Sued Carvalho, professora
Tão vermelho quanto o pau-Brasil, primeiro produto explorado pelos europeus nestas terras, é o sangue que escorre das páginas da História dos camponeses no Brasil. O latifúndio foi, pode-se dizer, a primeira grande instituição construída em terras tupiniquins após a larga invasão portuguesa dos territórios antes ocupados por comunidades tupis, tapuias, dentre outras. As sesmarias dadas pela figura do rei a nobres, comerciantes e aventureiros lusos garantiam a exploração de largas regiões, cuja posse seria consolidada pelo assassinato e extinção de diversas tribos nativas, processo de genocídio que jamais foi interrompido, basta observar as declarações e ações do governo do fascista Jair Bolsonaro.
A independência do Brasil da coroa portuguesa, em 1822, nada fez para mudar essa situação, assim como não encerrou a escravidão das africanas e africanos sequestrados de diversas regiões da África. O arcaísmo da classe latifundiária foi demonstrado também por todas as sabotagens feitas à industrialização, sob a justificação de uma suposta “vocação agrícola” do Brasil, que condenou o país a mais de cem anos de monocultura concentrada no sudeste, responsável pela destruição das matas nativas e pela brutal desigualdade regional que ainda testemunhamos.
Passando pelas diversas mortes perpetradas contra todos e todas que lutaram pela democratização do uso da terra, permanência da escravidão de forma clandestina e apoio aos vinte e um anos de Ditadura Militar, os latifundiários chegam ao Século XXI com seus privilégios intocados, controlando uma larga bancada no parlamento burguês e exercendo um papel central no capitalismo dependente brasileiro, no sentido de atrelar, cada vez mais, a economia nacional à exportação de commodities, direcionamento econômico responsável pela continuidade dos ataques às poucas comunidades nativas que persistem após quinhentos anos de genocídio, assim como acelerar a deterioração do meio ambiente.
O latifúndio é o que há de mais reacionário na burguesia brasileira e seu poder está intocado há séculos. Quem duvida que o poder do latifúndio não foi afetado pela aceleração da urbanização? Basta abrir qualquer jornal que tenha o mínimo de seriedade para ler sobre as sabotagens ao Ibama, as queimadas monumentais responsáveis pela destruição de ecossistemas essenciais como o pantanal e a floresta amazônica passando impunes e a oscilação abismal de preços de alimentos básicos. É por entender o poder orgânico que o latifúndio exerce sobre o Estado burguês que diversos movimentos de camponeses e indígenas se organizam e lutam, alguns reformistas e outros, como é o caso da Liga dos Camponeses Pobres (LCP), de caráter revolucionário.

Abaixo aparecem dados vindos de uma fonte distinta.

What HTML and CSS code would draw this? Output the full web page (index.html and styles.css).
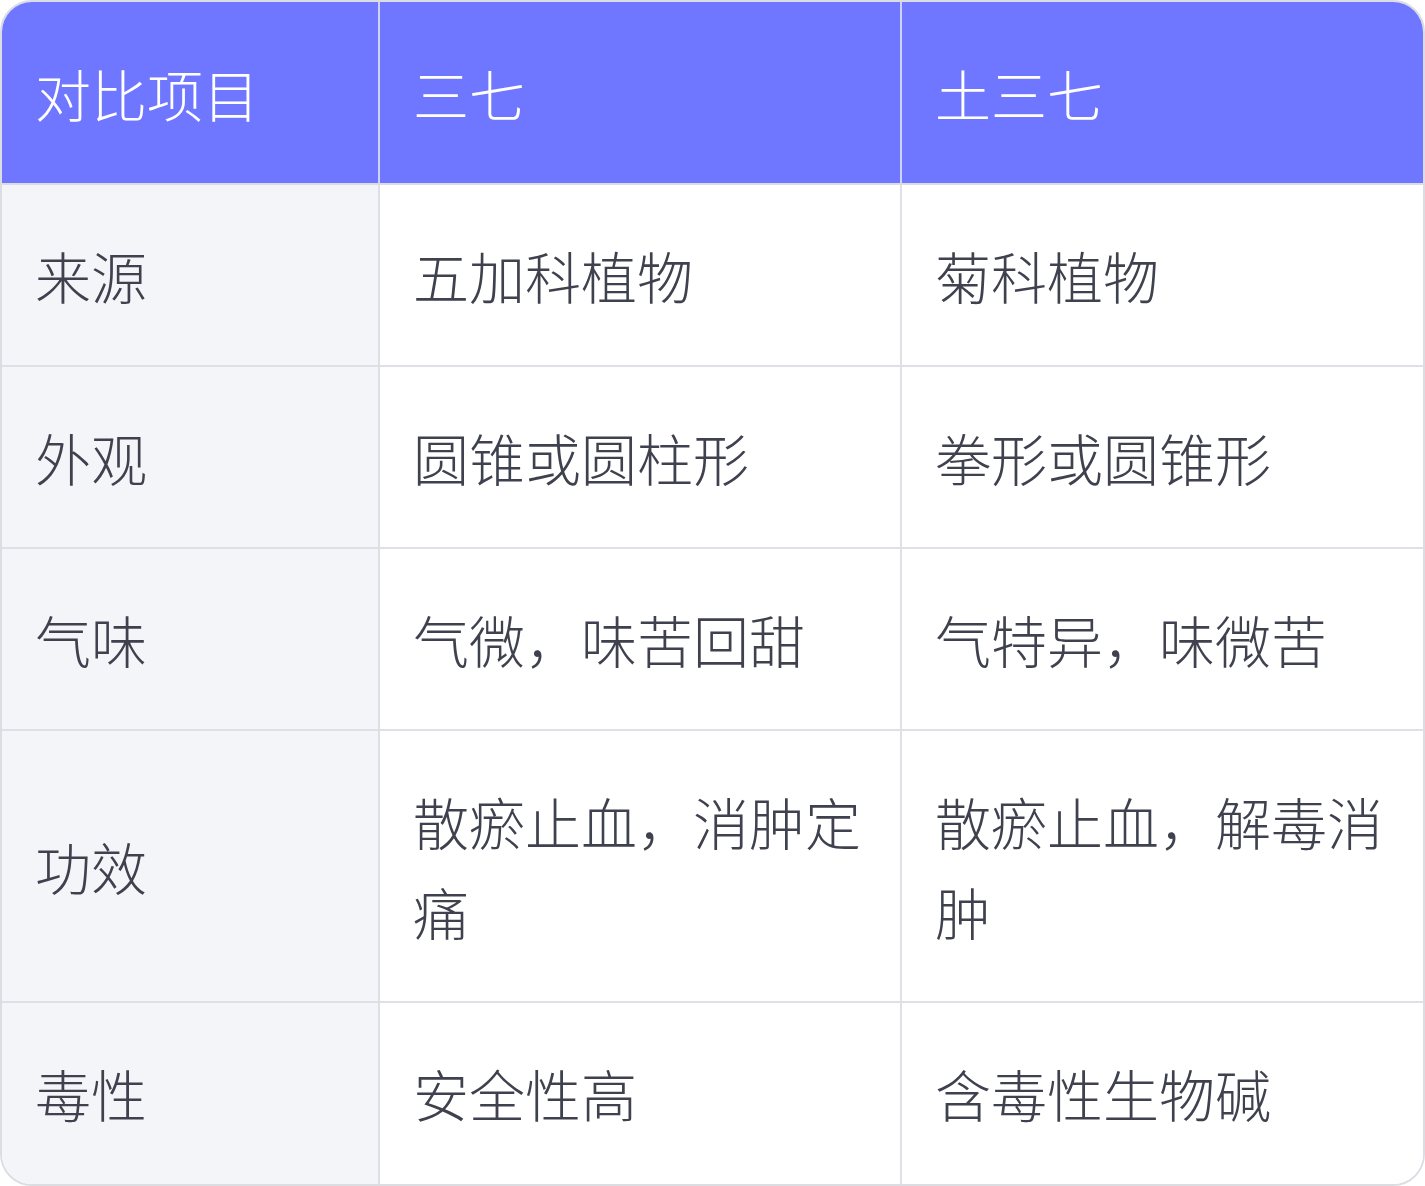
FILE: index.html
```html
<!DOCTYPE html>
<html lang="zh">
<head>
<meta charset="utf-8">
<link rel="stylesheet" href="styles.css">
</head>
<body>
<div class="wrap">
<table class="cmp">
<colgroup><col class="c1"><col class="c2"><col class="c3"></colgroup>
<thead>
<tr><th>对比项目</th><th>三七</th><th>土三七</th></tr>
</thead>
<tbody>
<tr><td>来源</td><td>五加科植物</td><td>菊科植物</td></tr>
<tr><td>外观</td><td>圆锥或圆柱形</td><td>拳形或圆锥形</td></tr>
<tr><td>气味</td><td>气微，味苦回甜</td><td>气特异，味微苦</td></tr>
<tr><td>功效</td><td>散瘀止血，消肿定痛</td><td>散瘀止血，解毒消肿</td></tr>
<tr><td>毒性</td><td>安全性高</td><td>含毒性生物碱</td></tr>
</tbody>
</table>
</div>
</body>
</html>
```
FILE: styles.css
```css
html, body { margin: 0; padding: 0; background: #ffffff; }
.wrap {
  width: 1425px;
  box-sizing: border-box;
  border: 2px solid #dcdde2;
  border-radius: 32px;
  overflow: hidden;
}
.cmp {
  width: 100%;
  border-collapse: collapse;
  table-layout: fixed;
  font-family: "Noto Sans CJK SC", "Noto Sans", sans-serif;
  font-weight: 300;
  font-size: 56px;
  line-height: 90px;
}
.c1 { width: 377px; }
.c2 { width: 522px; }
.c3 { width: auto; }
.cmp th, .cmp td {
  text-align: left;
  vertical-align: middle;
  padding: 45px 33px 45px 33px;
  border: 2px solid #dfe0e5;
}
.cmp tr > :first-child { border-left: none; }
.cmp tr > :last-child { border-right: none; }
.cmp thead th { border-top: none; }
.cmp tbody tr:last-child td { border-bottom: none; padding-bottom: 46px; }
.cmp th {
  background: #6f76ff;
  color: #ffffff;
  font-weight: 300;
  padding-top: 46px;
  padding-bottom: 45px;
  border-left-color: #d0d2f2;
  border-right-color: #d0d2f2;
  border-bottom-color: #dcdde2;
}
.cmp td { color: #3f424e; background: #ffffff; }
.cmp td:first-child { background: #f4f5f9; }
```
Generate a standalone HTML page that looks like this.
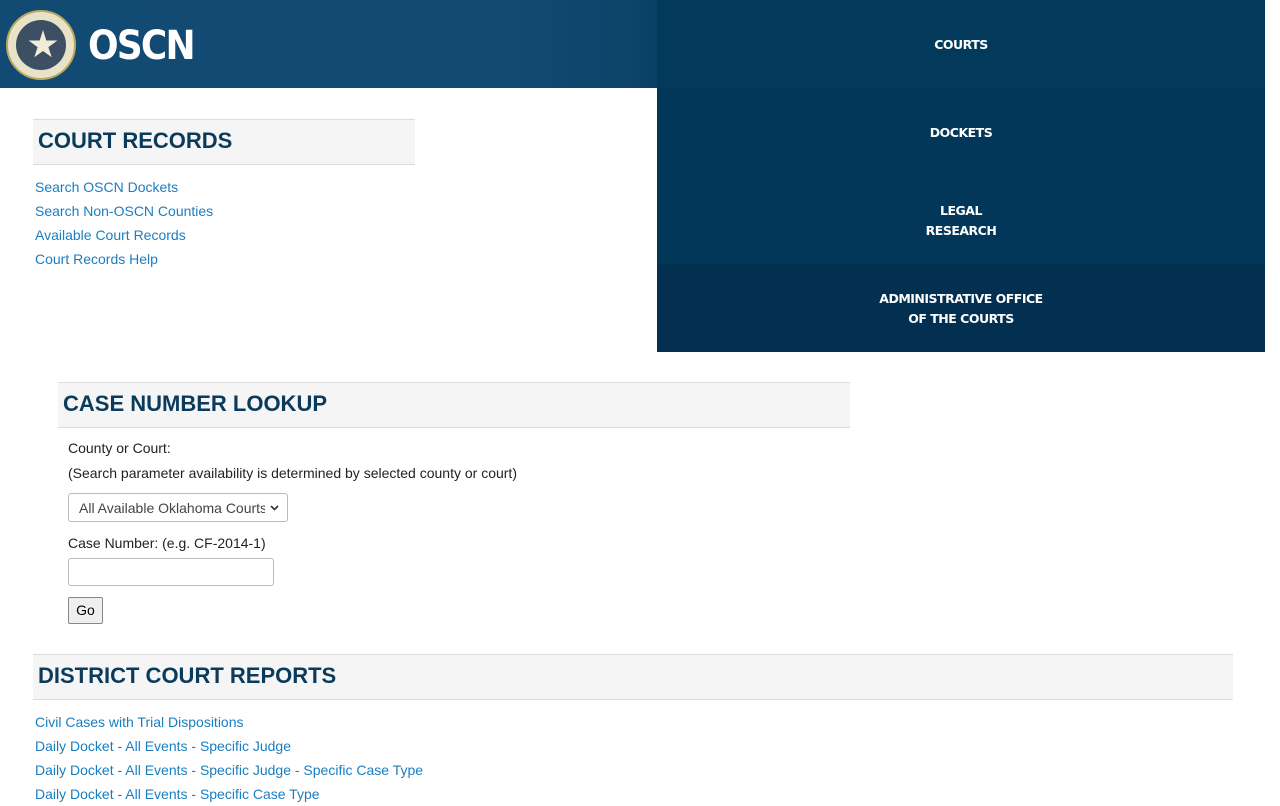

A Liga dos Camponeses Pobres está organizada nacionalmente desde os anos 90 e difere dos outros movimentos por defender uma sociedade socialista, assim como a organização e decisão através de assembleias populares para os assuntos do dia a dia de suas ocupações. Desde a sua fundação a LCP lida com acusações e calúnias, assassinatos de militantes, prisões ilegais e invasões sem mandato, logo não se pode dizer que a organização não esteja acostumada com assédios do latifúndio e do Estado que o representa, porém, essa semana a situação chegou a um novo patamar: Os camponeses que formam o acampamento Tiago dos Santos, ligado ao LCP, foram acusados, sem qualquer prova, de terem assassinado um tenente da reserva, resultando em uma série de difamações que chegaram ao twitter do próprio presidente fascista Jair Bolsonaro que, como de praxe, mostrou um vídeo de outro acampamento onde os camponeses pobres expulsam policiais invasores sem mandato alegando que este fato ocorreu no acampamento Tiago dos Santos.
O LCP, sentenciado antes de qualquer investigação, alega que o assassinato ocorreu a dezenas de quilômetros do acampamento, isso não impediu, porém, a polícia militar do Estado de Rondônia de atacar, cercando o acampamento Tiago dos Santos, que abriga mais de 600 famílias que ocupam uma área pública. Mães, pais, crianças e militantes da Liga de Camponeses Pobres estão sob a mira sedenta da PM.
O latifúndio já não derramou sangue demais? Onde estão as denúncias dos grandes jornais de esquerda do país? Vamos ver, sem escrever uma letra sequer a respeito, uma mentira ser usada para justificar um massacre? Tudo que vier a ocorrer no acampamento Tiago dos Santos pelos próximos dias não recaíra apenas nas costas do Estado burguês e do latifúndio, o sangue respingará sobre os rostos de todos que olharam passivos.
Como irá se encerrar mais este capítulo na criminosa história do latifúndio no Brasil? Não há como saber ainda, porém uma coisa é certa: A luta pela terra, mais antiga do que o próprio Brasil, não se encerrará em Rondônia.